Beijing announced in March that it was setting up an investment arm to channel part of its $1.2 trillion foreign exchange reserves to improve returns on its portfolio, now mainly invested in dollar bonds.

Wang Jianxi, chairman of China Jianyin Investment Co Ltd and one of the top management team involved in the deal with the Blackstone, said: "China's State investment company will focus on portfolio investment, and it may buy any normative and mature investment products in the market, including alternative investment."

Wang added that a detailed investment policy will only be drawn up after the company is formally established within the year of 2007.

The Blackstone investment stirred memories of the unsuccessful bid two years ago by CNOOOC, a Chinese state-owned oil company, to acquire Unocal, an American oil company; Congressional opposition blocked that transaction.

An report from the New York Times on Monday said that some people in the US are wary of any pattern of high-profile Chinese acquisitions that might resemble Japanese investors' acquisitions in the 1980s of landmarks like Rockefeller Center and the Pebble Beach golf course.

Wang went out of his way to try to allay those fears, saying that the new investment company would be more interested in investments paralleling funds that buy shares in most or all of the stocks in indexes that track the overall performance of overseas stock markets.
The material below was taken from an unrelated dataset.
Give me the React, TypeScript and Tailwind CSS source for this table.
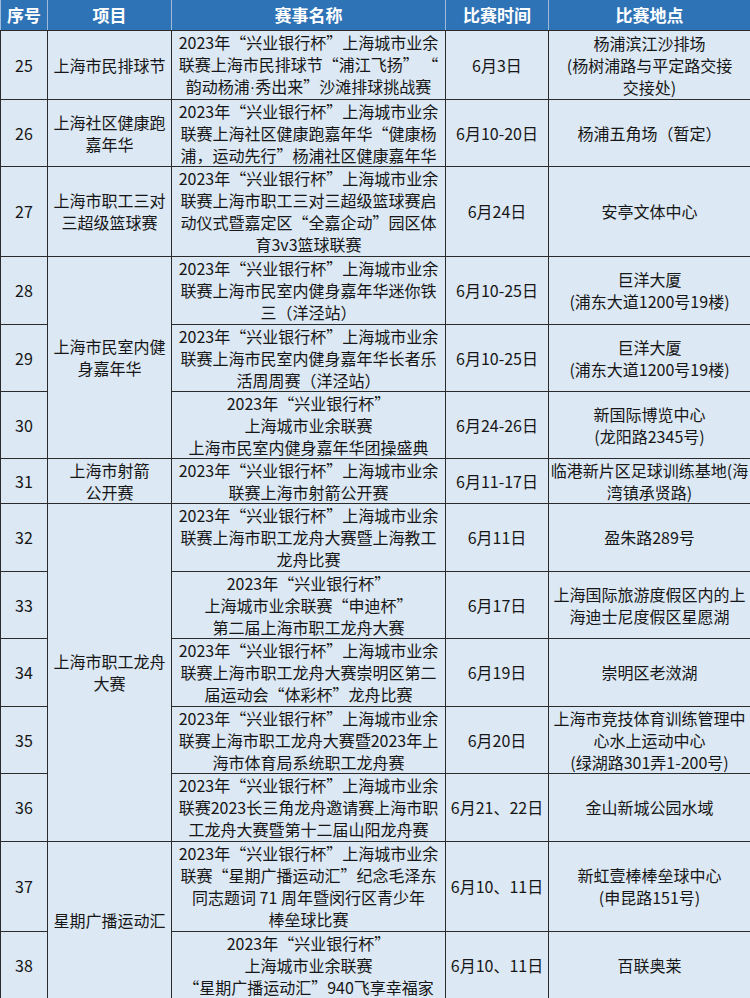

"In the future, yes, we surely think we will invest in the index funds," he said.

The Chinese government is setting up the state investment company to diversify the country's overseas investments beyond US Treasury securities and other bonds. But the main goal is to accumulate a broad portfolio of small stakes in lots of companies, instead of purchasing controlling stakes in a few companies, Wang said.

He said the firm is learning from the investment experience and model of fund management bodies including the State Social Security Fund, China's largest pension fund.

The transaction will transfer less than 10 percent of Blackstone's equity to the Chinese government and is a nonvoting stake, Wang said.

Blackstone said Monday that it planned to raise as much as $7.8 billion from selling stakes to the public and to China, Reuters reported from New York. The initial public offering would rank among the top 10 US IPOs, and be the largest by a private equity firm.

Wang is the chairman of China Jianyin, an operating unit of the Central Huijin Investment, a Chinese government agency that handles a broad array of transactions between Chinese state-owned companies and foreign investors, including the sale of Chinese banks' problem loans.

Michael Smith, the chief executive of HSBC's Asian operations, said during an interview that few companies were likely to oppose the sale of minority stakes to the Chinese government.

"Too many shareholders just think for tomorrow, so in many ways they bring some stability," he said.